El Rastreador es un implacable Western australiano, rodado a la manera del Spaghetti Western más experimental, con una hermosa banda sonora (escrita y musicalizada por Graham Tardif y cantada por el cantante indígena australiano Archie Roach) que describe a los personajes y nos da cuenta de sus estados de ánimo, así como de pinturas (creaciones del artista paisajista Peter Coad) que nos ahorran las escenas más escabrosas y sangrientas. Como dice una de las canciones que recorren la película: algunos hombres son propensos a la desventura, a un destino inevitable; algunos se ocultan de recuerdos que los persiguen; algunos hombres lo ven todo a través del deber, rehuyendo toda responsabilidad; algunos hombres tienen una actitud justa, no les importan las consecuencias, pero luchan con la violencia interior; algunos hombres han dado con su propio destino, encontrando, así, su propia serenidad.

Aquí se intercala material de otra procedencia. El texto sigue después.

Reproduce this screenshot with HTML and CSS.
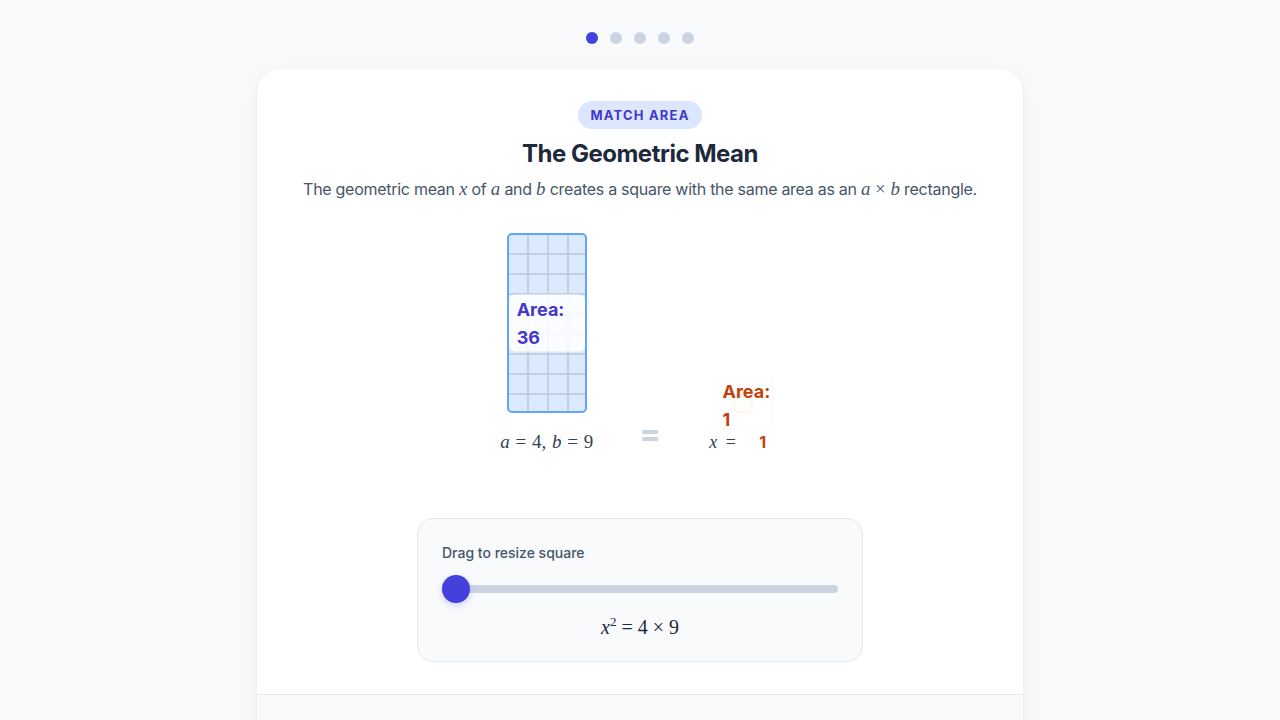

Todos eligen el camino que transitan.
En algún momento, el rastreador, que parece traidor a su propia raza, se ve encadenado por el cruel y racista policía montado, que lo considera un “mono”, pero se vale de sus dotes para leer las señales más invisibles en el camino, mientras lo lleva, encadenado como a un perro, delante de su caballo. Las ideas de que un mestizo es poseedor de lo peor de las dos razas que lo engendraron, o que hubo un tiempo en el que la raza negra fue mejor, pero cayó en la degradación, y el blanco tiene la misión divina de salvar al mundo de esa decadencia, envenenan el proceder convencido del fanático y acelerará su destrucción, cuando el perseguido o el oprimido, se vuelvan contra él.
“El rastreador” es una película de rara belleza, que por momentos amenaza con caer en el sentimentalismo pero logra evitarlo, a no ser por la serie de pinturas que ilustran la violencia despiadada, y que por instantes caricaturiza involuntariamente, una fantasía al final, que denuncia el exterminio con el que la raza blanca amenazó a la raza original de Australia, en los años veinte del siglo pasado. El director Rolf de Heer, holandés afincado en Australia, volvería a explorar el mismo tema, al año siguiente, con “Charlie’s Country”, una visión más amable de la vida de otro rastreador.